Dot falls into a web of lies, but so do The Tick and Arthur. They learn Lobstercules is not a villain but rather a female Atlantean warrior who saved Maine fishermen from a storm only to have them kidnap her babies and force her to perform robberies. The Tick exclaims, “She’s not a monster, she’s a momster!” Lobstercules is captured, The Tick and Arthur recover her babies, but find themselves having to lie and deceive AEGIS, who they have reason to fear will harm the babies.
Further, Arthur’s stepfather Walter, their friend Tinfoil Kevin, and Agent Commander Rathbone are all hiding something. This leads to The Tick having a reflective moment with Walter, when our hero takes stock of how they’ve all ended up in the woods. The Tick wonders what Destiny wants to do to them. Walter suggests that the point may be that the truth is precious.
Finally in the final episode of the series, Choose Love, The Tick has an epiphany as they debate whether to rescue Overkill, despite an obvious trap set by the villain. The Tick explains, “Overkill’s been in the woods, but so have we. All these secrets and lies have gotten us lost. The truth about the truth is it’s a choice. You choose love or you choose fear.”

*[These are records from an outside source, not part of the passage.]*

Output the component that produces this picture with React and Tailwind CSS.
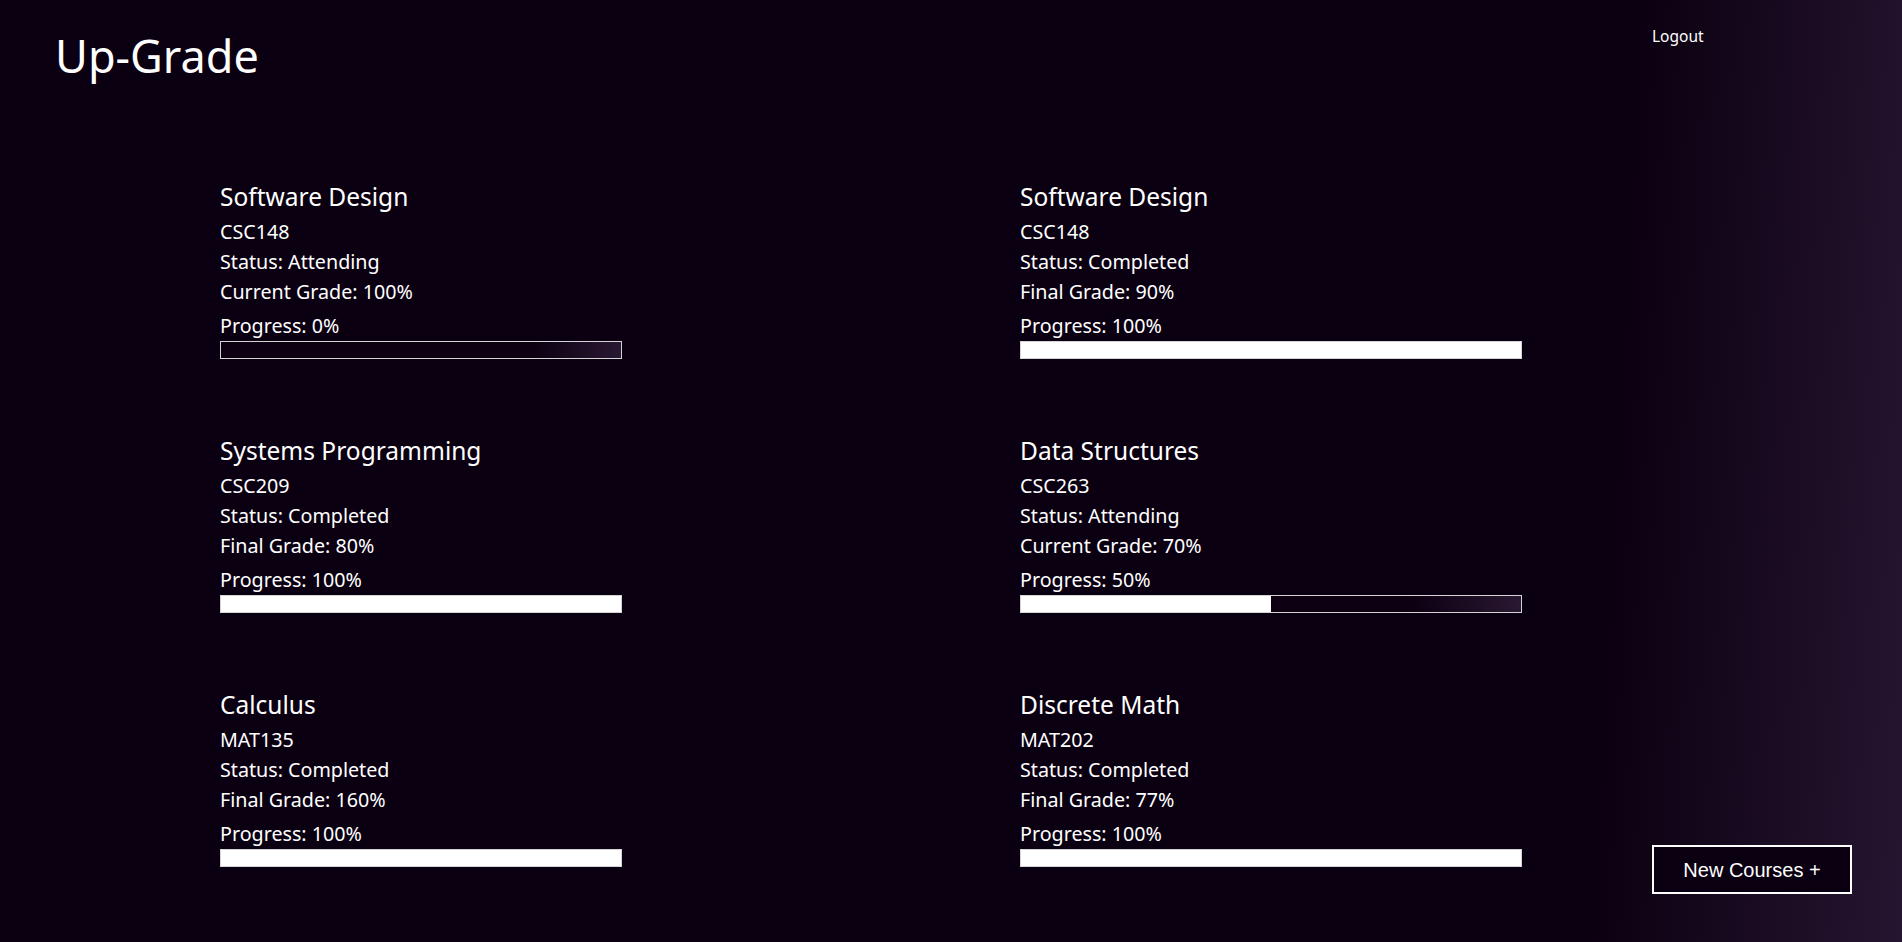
import React from "react";

const courses = [
  { title: "Software Design", code: "CSC148", status: "Attending", grade: "Current Grade: 100%", progress: 0 },
  { title: "Software Design", code: "CSC148", status: "Completed", grade: "Final Grade: 90%", progress: 100 },
  { title: "Systems Programming", code: "CSC209", status: "Completed", grade: "Final Grade: 80%", progress: 100 },
  { title: "Data Structures", code: "CSC263", status: "Attending", grade: "Current Grade: 70%", progress: 50 },
  { title: "Calculus", code: "MAT135", status: "Completed", grade: "Final Grade: 160%", progress: 100 },
  { title: "Discrete Math", code: "MAT202", status: "Completed", grade: "Final Grade: 77%", progress: 100 },
];

const CourseCard = ({ course, wide }) => {
  return (
    <div className="flex flex-col">
      <h2 className="text-[24.5px] leading-[36px] font-normal">{course.title}</h2>
      <p className="mt-[2px] text-[19.7px] leading-[30px]">{course.code}</p>
      <p className="text-[19.7px] leading-[30px]">Status: {course.status}</p>
      <p className="text-[19.7px] leading-[30px]">{course.grade}</p>
      <p className="mt-[5px] text-[19.7px] leading-[28px]">Progress: {course.progress}%</p>
      <div
        className={
          (wide ? "w-[502px]" : "w-[402px]") +
          " mt-[1px] h-[18px] border border-[#d4d4d4] bg-[linear-gradient(90deg,#0c0012_78%,#2a1832)]"
        }
      >
        <div className="h-full bg-white" style={{ width: `${course.progress}%` }}></div>
      </div>
    </div>
  );
};

export default function App() {
  return (
    <div className="min-h-screen flex text-white bg-[linear-gradient(93deg,#0b0011_84%,#261530)] font-['Noto_Sans',sans-serif]">
      {/* main area */}
      <div className="flex-1 flex flex-col">
        <h1 className="pl-[55px] pt-[26px] text-[45px] leading-[60px] font-normal">Up-Grade</h1>

        <div className="mt-[93px] pl-[220px] grid grid-cols-[800px_1fr] gap-y-[74px]">
          {courses.map((c, i) => (
            <CourseCard key={i} course={c} wide={i % 2 === 1} />
          ))}
        </div>
      </div>

      {/* right side */}
      <div className="w-[200px] mr-[50px] flex flex-col justify-between items-start pt-[26px] pb-[48px]">
        <a className="text-[15.5px] leading-[20px] cursor-pointer">Logout</a>
        <button className="w-[200px] h-[49px] border-2 border-white bg-[#0b0011] text-[20px] text-white font-['Liberation_Sans',sans-serif]">
          New Courses +
        </button>
      </div>
    </div>
  );
}
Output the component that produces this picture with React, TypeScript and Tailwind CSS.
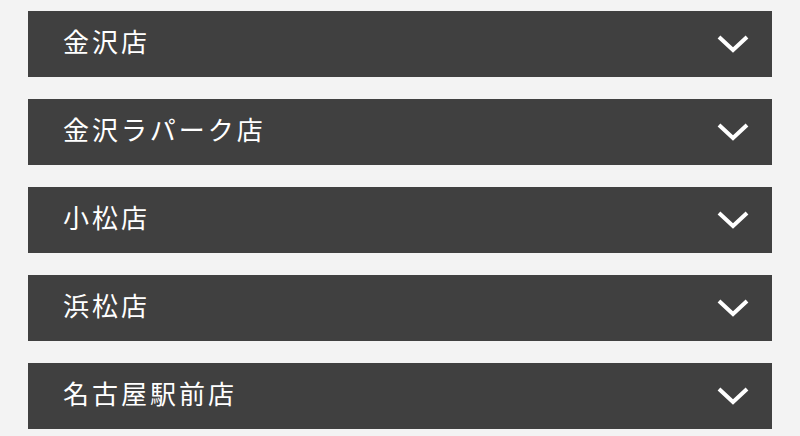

This theme applies to every character in the series in one way or another. Even the series’s villain isn’t an evil megalomaniac like The Terror in season one, but a man who fears “the Categories” (that is, metahumans.) Only by finding the courage to tell the truth can the heroes find their way out of the woods. One character reveals some secrets but still holds on to a big one. Sage knows this and warns there will be consequences (which we sadly won’t learn thanks to the series cancellation.)

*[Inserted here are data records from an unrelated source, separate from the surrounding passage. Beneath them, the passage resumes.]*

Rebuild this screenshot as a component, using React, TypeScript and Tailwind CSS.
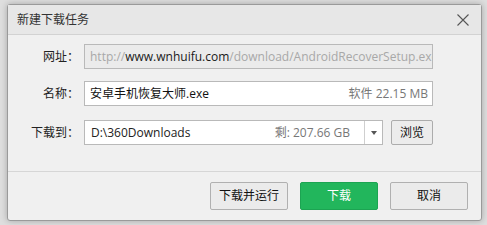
const FONT = "font-['Open_Sans','Noto_Sans_CJK_SC',sans-serif]"

function Label({ text }: { text: string }) {
  return <div className="w-[76px] shrink-0 pr-[5px] text-right text-[12px] text-[#222]">{text}</div>
}

export default function App() {
  return (
    <div className={`h-[225px] w-[487px] bg-[#dedede] pl-[7px] pt-[4px] ${FONT}`}>
      <div className="flex h-[217px] w-[475px] flex-col rounded-[3px] border border-[#9a9a9a] bg-[#f0f0f0] shadow-[0_0_6px_rgba(0,0,0,0.25)]">
        {/* title bar */}
        <div className="flex h-[30px] shrink-0 items-center border-b border-[#d2d2d2] bg-[#e7e7e7] pl-[9px] pr-[12px]">
          <span className="text-[12px] text-[#333]">新建下载任务</span>
          <svg className="ml-auto" width="12" height="12" viewBox="0 0 12 12" stroke="#555" strokeWidth="1.1">
            <path d="M0.5 0.5L11.5 11.5M11.5 0.5L0.5 11.5" />
          </svg>
        </div>

        {/* body */}
        <div className="flex h-[137px] shrink-0 flex-col border-b border-[#d6d6d6] pt-[9px]">
          <div className="flex items-center">
            <Label text="网址：" />
            <div className="flex h-[25px] w-[349px] items-center overflow-hidden whitespace-nowrap border border-[#b9b9b9] bg-[#ebebeb] pl-[5px] text-[12px] text-[#a8a8a8]">
              http://<span className="text-[#1a1a1a]">www.wnhuifu.com</span>/download/AndroidRecoverSetup.exe
            </div>
          </div>
          <div className="mt-[12px] flex items-center">
            <Label text="名称：" />
            <div className="flex h-[25px] w-[349px] items-center border border-[#b9b9b9] bg-white pl-[5px] pr-[4px] text-[12px]">
              <span className="text-[#111]">安卓手机恢复大师.exe</span>
              <span className="ml-auto text-[#777]">软件 22.15 MB</span>
            </div>
          </div>
          <div className="mt-[14px] flex items-center">
            <Label text="下载到：" />
            <div className="flex h-[25px] w-[299px] items-center border border-[#b9b9b9] bg-white text-[12px]">
              <span className="pl-[6px] text-[#222]">D:\360Downloads</span>
              <span className="ml-auto pr-[14px] text-[#777]">剩: 207.66 GB</span>
              <div className="flex h-full w-[18px] items-center justify-center border-l border-[#cfcfcf]">
                <svg width="6" height="4" viewBox="0 0 6 4"><path d="M0 0H6L3 4Z" fill="#555" /></svg>
              </div>
            </div>
            <button className="ml-[8px] flex h-[25px] w-[42px] items-center justify-center rounded-[2px] border border-[#acacac] bg-[#ececec] text-[12px] text-[#111]">
              浏览
            </button>
          </div>
        </div>

        {/* footer */}
        <div className="flex flex-1 items-center justify-end gap-[12px] pb-[1px] pr-[13px]">
          <button className="flex h-[28px] w-[78px] items-center justify-center rounded-[2px] border border-[#b0b0b0] bg-[#ebebeb] text-[12px] text-[#111]">
            下载并运行
          </button>
          <button className="flex h-[28px] w-[78px] items-center justify-center rounded-[2px] border border-[#1ca452] bg-[#22b65c] text-[12px] text-white">
            下载
          </button>
          <button className="flex h-[28px] w-[78px] items-center justify-center rounded-[2px] border border-[#b0b0b0] bg-[#ebebeb] text-[12px] text-[#111]">
            取消
          </button>
        </div>
      </div>
    </div>
  )
}
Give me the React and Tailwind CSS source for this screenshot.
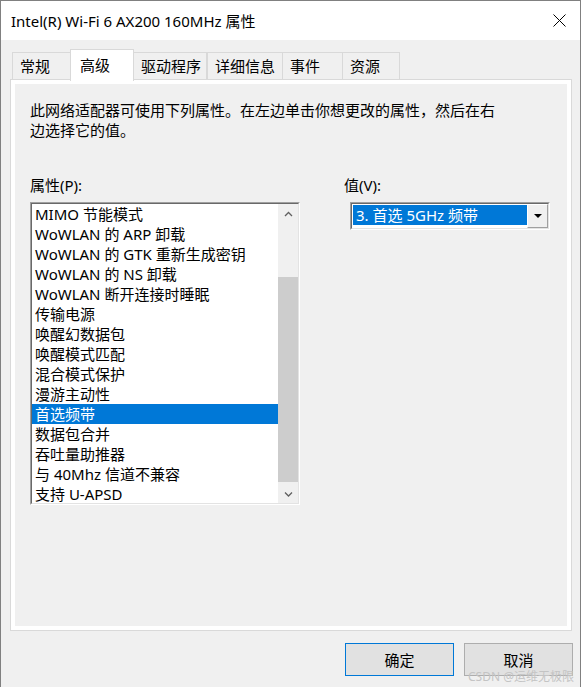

In our current world, a lot of us have become lost in the woods, either telling lies or tolerating them for fear of what the truth will bring. The Tick’s realization calls to mind 1 John 4:18: “There is no fear in love, but perfect love casts out fear. For fear has to do with punishment, and whoever fears has not been perfected in love.” It illustrates how a work of fiction can bring home a biblical truth without quoting scripture.

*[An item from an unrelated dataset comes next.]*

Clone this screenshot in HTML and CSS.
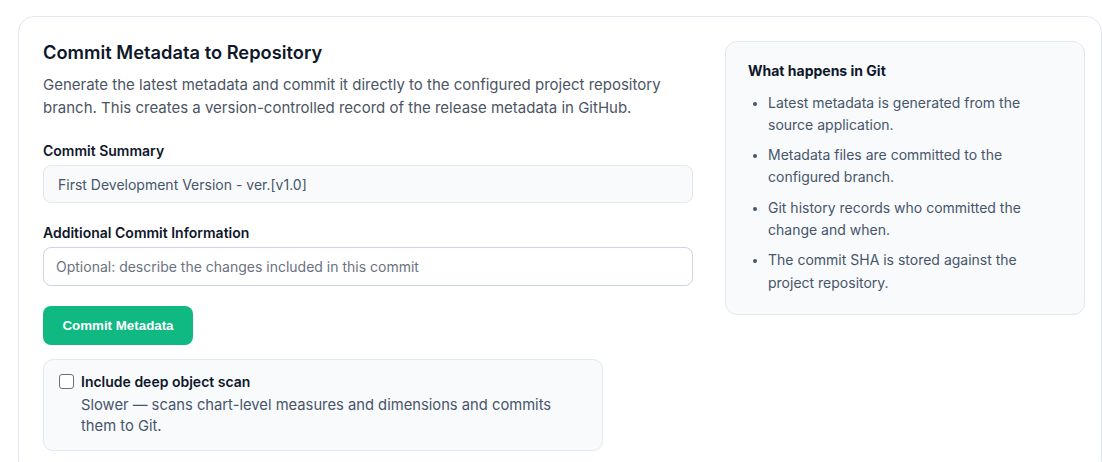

With some great comedic moments, a solid story, and a great theme, there’s only a couple minor issues for which I can fault The Tick‘s season two.
In addition to Flexon and Sage, The Tick introduces Bronze Star, who goes on a team up with The Tick, Arthur, and Sage, and later becomes one of the Flag Five. We know nothing about this character from watching the series. He’s just a guy with bronze skin who wears bronze clothes and a bowler hat. We don’t know what his powers are, or if he has powers beyond his skin color. Apparently, according to what one of the co-executive producers said on Reddit, he’s a joke, but it falls flat for me.
The other thing is, season one established that Arthur possessed an advanced flying battle suit. For all the good it does him in season one, he could be fighting crime in a polo shirt and khakis. I understand why the suit was de-emphasized. The season focuses on what makes Arthur a hero, which is his heart, not his suit. And the series is effective in giving Arthur moments to show that heart, which makes you care about him. In addition, without Arthur’s paperwork skills, The Tick would have been lost in the AEGIS bureaucracy. However, if you’re doing a superhero series and you have a hero with an advanced battle suit, you should use it a little.
These are minor issues in a season well-worth watching. It’s an odd season of television that can feature vigilante dance parties before big missions, and still have a theme that challenges you to examine your own life. But The Tick season two is odd in the best way possible.